Here are five things worth paying attention to this week. These are designed to expose you to a perspective you may not normally come across in your daily lives.
1. The Lectionary for June 14 (Gen. 18:1-15; 21:1-7) opened a rich discussion of Sarah, Abraham and Isaac and how laughter, doubt, and faith come together as we respond to impossible situations. Irony, contradiction, bitter laughter and dark humor can help us face the current situation, stand back, gain distance, clarify sight and deepen hope, faith, trust, or resignation. We quoted our favorite hymn that prays for “homes with love and laughter filled.” We named current prophets of humor and wit who assist us (Colbert, Fallon, Kimmel, Myers, Noah) and gave highest praise to the Netflix show Afterlife for its depth of understanding of grief, loss, death and the acute pain of mourning.
2. Heresy or apostasy? We are embarrassed to even talk to each other about “White Blessing,” the new theology of white privilege (racial supremism) proclaimed by an Atlanta megachurch pastor who calls slavery “a Divine gift for White people.” The Reverend Louie Giglio of Passion City Church in Atlanta claims slavery provided the frame for all the privilege white U.S. Americans enjoy. Heresy is believing what’s right but getting it wrong; Apostasy is believing what’s wrong and getting it accurately and diabolically right. If all idolatry is apostasy, what is self idolization?

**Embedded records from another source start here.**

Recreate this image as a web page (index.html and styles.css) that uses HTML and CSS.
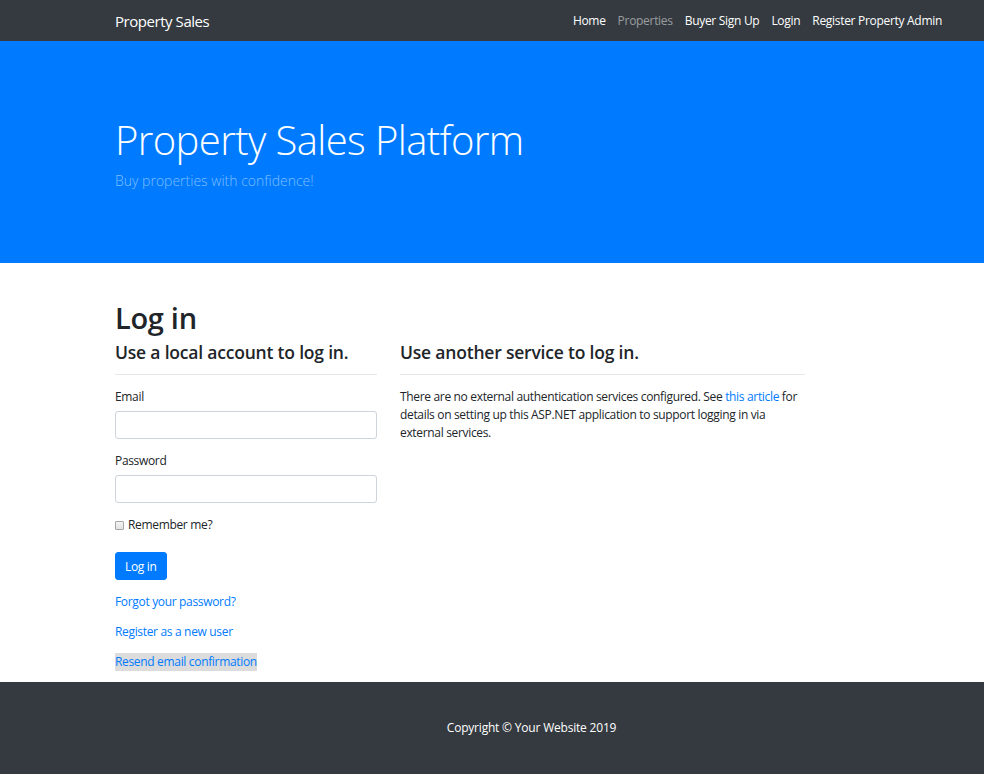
FILE: index.html
```html
<!DOCTYPE html>
<html lang="en">
<head>
<meta charset="utf-8">
<title>Log in - Property Sales</title>
<link rel="stylesheet" href="styles.css">
</head>
<body>
<header class="navbar">
  <div class="container nav-inner">
    <a class="brand" href="#">Property Sales</a>
    <nav class="nav-links">
      <a class="nav-link" href="#">Home</a>
      <a class="nav-link muted" href="#">Properties</a>
      <a class="nav-link" href="#">Buyer Sign Up</a>
      <a class="nav-link" href="#">Login</a>
      <a class="nav-link" href="#">Register Property Admin</a>
    </nav>
  </div>
</header>

<section class="hero">
  <div class="container">
    <h1 class="hero-title">Property Sales Platform</h1>
    <p class="hero-sub">Buy properties with confidence!</p>
  </div>
</section>

<main class="container main">
  <h1 class="page-title">Log in</h1>
  <div class="row">
    <section class="col-local">
      <h4 class="section-title">Use a local account to log in.</h4>
      <hr class="rule">
      <form class="login-form">
        <div class="form-group">
          <label class="label" for="email">Email</label>
          <input class="input" id="email" type="email">
        </div>
        <div class="form-group">
          <label class="label" for="password">Password</label>
          <input class="input" id="password" type="password">
        </div>
        <div class="check-group">
          <label class="check-label"><span class="checkbox"></span>Remember me?</label>
        </div>
        <div class="btn-group">
          <button class="btn" type="button">Log in</button>
        </div>
        <p class="link-line"><a class="link" href="#">Forgot your password?</a></p>
        <p class="link-line"><a class="link" href="#">Register as a new user</a></p>
        <p class="link-line"><a class="link highlighted" href="#">Resend email confirmation</a></p>
      </form>
    </section>
    <section class="col-external">
      <h4 class="section-title">Use another service to log in.</h4>
      <hr class="rule">
      <p class="text">There are no external authentication services configured. See <a class="link inline" href="#">this article</a> for details on setting up this ASP.NET application to support logging in via external services.</p>
    </section>
  </div>
</main>

<footer class="footer">
  <p class="copyright">Copyright &copy; Your Website 2019</p>
</footer>
</body>
</html>
```

FILE: styles.css
```css
* { box-sizing: border-box; }

html, body {
  margin: 0;
  padding: 0;
}

body {
  font-family: "Open Sans", "Noto Sans", sans-serif;
  font-size: 12px;
  line-height: 18px;
  color: #212529;
  background: #fff;
}

a { text-decoration: none; }

.container {
  padding: 0 36px 0 115px;
}

/* Navbar */
.navbar {
  background: #343a40;
  height: 41px;
}
.nav-inner {
  height: 41px;
  display: flex;
  align-items: center;
  justify-content: space-between;
}
.brand {
  color: #fff;
  font-size: 15px;
  letter-spacing: -0.45px;
  line-height: 20px;
}
.nav-links {
  display: flex;
  align-items: center;
}
.nav-link {
  color: #fff;
  font-size: 12px;
  letter-spacing: -0.3px;
  padding: 0 6px;
  line-height: 18px;
}
.nav-link.muted { color: rgba(255,255,255,.5); }

/* Hero */
.hero {
  background: #007bff;
  height: 222px;
  padding-top: 74px;
}
.hero-title {
  margin: 0;
  color: #fff;
  font-weight: 300;
  font-size: 40px;
  letter-spacing: -0.6px;
  line-height: 50px;
}
.hero-sub {
  margin: 5px 0 0;
  color: #7fbdff;
  font-weight: 300;
  font-size: 14px;
  letter-spacing: 0;
  line-height: 22px;
}

/* Main */
.main {
  padding-top: 37px;
  padding-bottom: 11px;
}
.page-title {
  margin: 0;
  font-size: 29px;
  font-weight: 600;
  line-height: 36px;
  letter-spacing: -0.3px;
}
.row {
  display: flex;
  gap: 23px;
  margin-top: 5px;
}
.col-local { width: 262px; }
.col-external { width: 405px; }

.section-title {
  margin: 0;
  font-size: 17.5px;
  font-weight: 600;
  line-height: 22px;
  letter-spacing: -0.2px;
}
.rule {
  margin: 11px 0 13px;
  border: 0;
  border-top: 1px solid #e5e7ea;
}

.text, .label, .check-label, .link, .btn {
  letter-spacing: -0.33px;
}

.text { margin: 3px 0 0; }

.form-group { margin-bottom: 13px; }
.form-group:first-child { margin-top: 3px; }
.label {
  display: block;
  margin-bottom: 5px;
}
.input {
  display: block;
  width: 100%;
  height: 28px;
  border: 1px solid #ced4da;
  border-radius: 3px;
  background: #fff;
  font: inherit;
}

.check-group { margin-bottom: 18px; }
.check-label {
  display: flex;
  align-items: center;
}
.checkbox {
  display: inline-block;
  width: 9px;
  height: 9px;
  border: 1px solid #a7a7a7;
  border-radius: 1px;
  background: linear-gradient(#f4f4f4, #e2e2e2);
  margin-right: 4px;
}

.btn-group { margin-bottom: 13px; }
.btn {
  background: #007bff;
  color: #fff;
  border: 1px solid #007bff;
  border-radius: 3px;
  height: 28px;
  padding: 0 9px;
  font-family: inherit;
  font-size: 12px;
}

.link-line { margin: 0 0 12px; }
.link-line:last-child { margin-bottom: 0; }
.link { color: #007bff; }
.link.highlighted { background: #dcdcdc; padding-bottom: 1px; }

/* Footer */
.footer {
  background: #343a40;
  height: 92px;
  display: flex;
  align-items: center;
  justify-content: center;
  padding-left: 79px;
}
.copyright {
  margin: 0;
  color: #fff;
  letter-spacing: -0.2px;
}
```
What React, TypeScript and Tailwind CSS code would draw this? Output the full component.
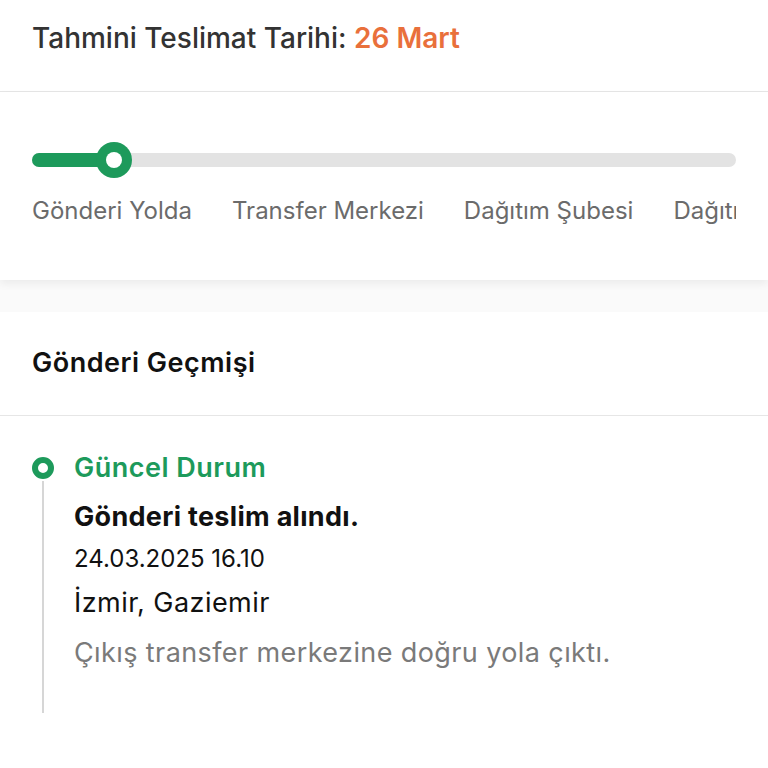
import React from "react";

const steps = ["Gönderi Yolda", "Transfer Merkezi", "Dağıtım Şubesi", "Dağıtımda"];

const App = () => {
  return (
    <div
      className="w-[768px] h-[768px] bg-white overflow-hidden"
      style={{ fontFamily: "Inter, 'Noto Sans', sans-serif" }}
    >
      <div className="h-[92px] border-b border-[#e6e6e6] px-8 pt-[20px]">
        <p className="text-[28px] font-medium text-[#333333] leading-[36px]">
          Tahmini Teslimat Tarihi: <span className="text-[#e9703b] font-semibold">26 Mart</span>
        </p>
      </div>

      <div className="relative z-10 h-[188px] bg-white shadow-[0_4px_8px_rgba(0,0,0,0.06)] px-8 pt-[50px]">
        <div className="relative h-[36px] flex items-center">
          <div className="w-full h-[14px] rounded-full bg-[#e3e3e3]" />
          <div className="absolute left-0 top-[11px] h-[14px] w-[90px] rounded-full bg-[#1d9a5b]" />
          <div className="absolute left-[64px] top-0 w-[36px] h-[36px] rounded-full bg-[#1d9a5b] flex items-center justify-center">
            <div className="w-[16px] h-[16px] rounded-full bg-white" />
          </div>
        </div>
        {/* the last label runs past the card edge and is clipped, as in the app */}
        <div className="mt-[18px] flex gap-[40px] overflow-hidden whitespace-nowrap">
          {steps.map((s) => (
            <span key={s} className="text-[24px] text-[#6b6b6b] leading-[30px]">
              {s}
            </span>
          ))}
        </div>
      </div>

      <div className="h-[32px] bg-[#fafafa]" />

      <div className="h-[104px] border-b border-[#e6e6e6] px-8 flex items-center">
        <h2 className="text-[27px] font-semibold text-[#111111] tracking-[0.5px]">Gönderi Geçmişi</h2>
      </div>

      <div className="px-8 pt-[36px] flex gap-[20px]">
        <div className="flex flex-col items-center w-[22px] pt-[5px]">
          <div className="w-[22px] h-[22px] rounded-full border-[6px] border-[#1d9a5b] bg-white" />
          <div className="w-[2px] h-[232px] bg-[#d6d6d6] mt-[2px]" />
        </div>
        <div className="flex flex-col">
          <p className="text-[27px] font-semibold text-[#1d9a5b] leading-[32px] tracking-[0.5px]">
            Güncel Durum
          </p>
          <p className="mt-[17px] text-[27px] font-bold text-[#111111] leading-[32px] tracking-[0.3px]">
            Gönderi teslim alındı.
          </p>
          <p className="mt-[10px] text-[24px] text-[#111111] leading-[32px]">24.03.2025 16.10</p>
          <p className="mt-[12px] text-[27px] text-[#111111] leading-[32px] tracking-[0.45px]">
            İzmir, Gaziemir
          </p>
          <p className="mt-[18px] text-[27px] text-[#7a7a7a] leading-[32px] tracking-[0.4px]">
            Çıkış transfer merkezine doğru yola çıktı.
          </p>
        </div>
      </div>
    </div>
  );
};

export default App;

3. We mourn the deaths of thousands. We mourn the death of our brother, Milton Good, this past Monday. Physician, artist, a very favorite friend. We mourn him, and our grief calls up the multitude dying of COVID 19. We ask how to open the arms of the soul to embrace all who suffer. Is it humanly possible to grasp human mortality? “One death is a tragedy, a million is a statistic.” The cold statement is alleged to have originated with Joseph Stalin in response to the civil war and the famine in Ukraine. What a contrast with the Mishnah, “When one person dies, a whole world ends.” Every person is precious in God’s eyes, we conclude, every one.
4. A Mother’s Day gift, The Four and Twenty Blackbirds Pie Book by Emily Elsen and Melissa Elsen, is a trustworthy way to awaken taste buds that have been languishing unstimulated—believe us—and we dare you to try baking your way through this collection of 60 pies. The black bottom lemon pie will live on in your tongue’s memory when many other pies, thought truly memorable, will have been forgotten.
5. Racism is Satanism. In spite of the virus we walked in the Black Lives Matter march for our community; in spite of our system-embeddedness we have to repudiate daily the blatant racism we see in our culture; in spite of years of trans-cultural living we need to repent of either the impulse to judge or the tug of passivity in the face of the evil demon of prejudice. “Racism is Satanism,” Rabbi Abraham Joshua Heschel said on Jan. 14, 1963. His sermon stays on our computer desktop and is frequently read. I recommend it to you. Sixty years old; true then, true now. We are nudging all in our church to attend this webinar on racism next week, and to read The Atlantic compendium of articles on racism from 1866 to the present as a primer in thinking and conversation.
David and Leann Augsburger are two semiretired people who co-lead a home-based church (Peace Mennonite Church, Claremont, California) and volunteer to welcome, care and connect people in the San Gabriel valley.